Note: njRAT sends plaintext on port 443, any TLS inspection will immediately flag this as anomalous since there’s no TLS handshake.


Conclusion

This 37KB njRAT v0.7d im523 variant is a textbook Bladabindi build with zero obfuscation, the operator relied entirely on the small file size and port 443 abuse for evasion rather than code protection. The “HacKed” campaign tag and phishing[.]multimilliontoken[.]org C2 domain are novel with no prior public reporting, suggesting a recently provisioned infrastructure.

Despite its commodity nature, the sample packs an impressive density of capabilities into 37KB: keylogger, screen/webcam capture, remote shell, USB worm propagation, 20+ system control commands, anti-analysis tool detection, and a plugin system for deploying secondary payloads (including a Dropbox-hosted credential harvester). The plaintext C2 protocol on port 443 is trivially detectable, a single Suricata rule on the |'|'| separator will catch all njRAT v0.7d variants on the network.

What makes this sample worth writing up isn’t the malware itself, njRAT is commodity, well-documented, thirteen years old. It’s the operational picture. A fresh build compiled four days before I found it, beaconing to a domain with zero public reporting, proxied through Cloudflare, with the campaign tag “HacKed.” Someone is actively using this framework in 2026 with enough operational discipline to provision new infrastructure but not enough to obfuscate their implant.

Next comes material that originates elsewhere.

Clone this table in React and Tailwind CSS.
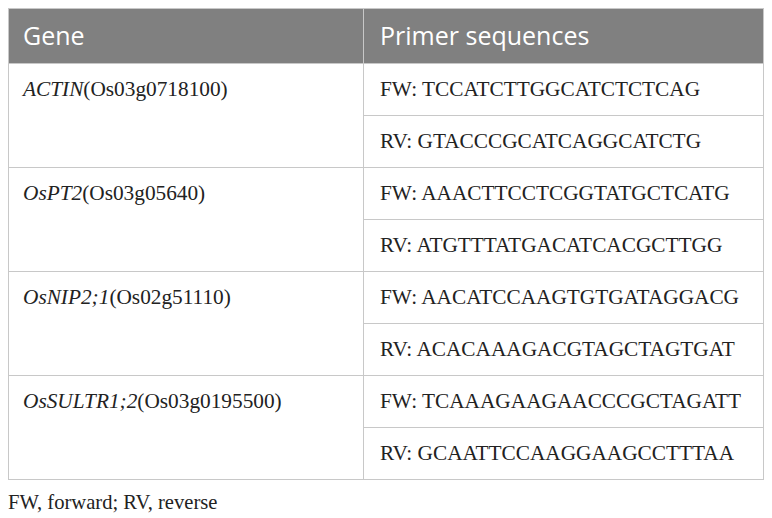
const ROWS = [
  { gene: 'ACTIN', id: '(Os03g0718100)', fw: 'TCCATCTTGGCATCTCTCAG', rv: 'GTACCCGCATCAGGCATCTG' },
  { gene: 'OsPT2', id: '(Os03g05640)', fw: 'AAACTTCCTCGGTATGCTCATG', rv: 'ATGTTTATGACATCACGCTTGG' },
  { gene: 'OsNIP2;1', id: '(Os02g51110)', fw: 'AACATCCAAGTGTGATAGGACG', rv: 'ACACAAAGACGTAGCTAGTGAT' },
  { gene: 'OsSULTR1;2', id: '(Os03g0195500)', fw: 'TCAAAGAAGAACCCGCTAGATT', rv: 'GCAATTCCAAGGAAGCCTTTAA' },
]

const serif = { fontFamily: '"Liberation Serif", "Times New Roman", serif' }

export default function App() {
  return (
    <div className="w-[772px] h-[518px] bg-white pt-2 pl-2">
      <table className="border-collapse w-[755px] table-fixed text-[#222]" style={serif}>
        <colgroup>
          <col className="w-[355px]" />
          <col className="w-[400px]" />
        </colgroup>
        <thead>
          <tr className="h-[55px] bg-[#808080] text-white text-[25px] font-['Open_Sans',sans-serif]">
            <th className="border border-[#c8c8c8] text-left font-normal pl-[14px]">Gene</th>
            <th className="border border-[#c8c8c8] text-left font-normal pl-[16px]">Primer sequences</th>
          </tr>
        </thead>
        <tbody className="text-[21.3px]">
          {ROWS.map(r => (
            <>
              <tr key={r.gene + 'fw'} className="h-[52px]">
                <td rowSpan={2} className="border border-[#c8c8c8] align-top pl-[14px] pt-[10px]">
                  <i>{r.gene}</i>{r.id}
                </td>
                <td className="border border-[#c8c8c8] pl-[16px]">FW: {r.fw}</td>
              </tr>
              <tr key={r.gene + 'rv'} className="h-[52px]">
                <td className="border border-[#c8c8c8] pl-[16px]">RV: {r.rv}</td>
              </tr>
            </>
          ))}
        </tbody>
      </table>
      <p className="mt-[7px] text-[20.6px] text-[#222]" style={serif}>FW, forward; RV, reverse</p>
    </div>
  )
}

The plaintext C2 protocol on port 443 is trivially detectable, a single Suricata rule on the |'|'| separator will catch every njRAT v0.7d variant on the network. The real value of this analysis is the complete decompiled source mapping: every method name to its function, every config field to its purpose, every Win32 API call to its actual behavior. If you encounter an njRAT sample in your own triage, the deobfuscation is already done for you.


Code Weaknesses and Defensive Opportunities

Reversing the decompiled source revealed several implementation flaws that defenders and incident responders can exploit. These aren’t theoretical, they’re verified against the actual code.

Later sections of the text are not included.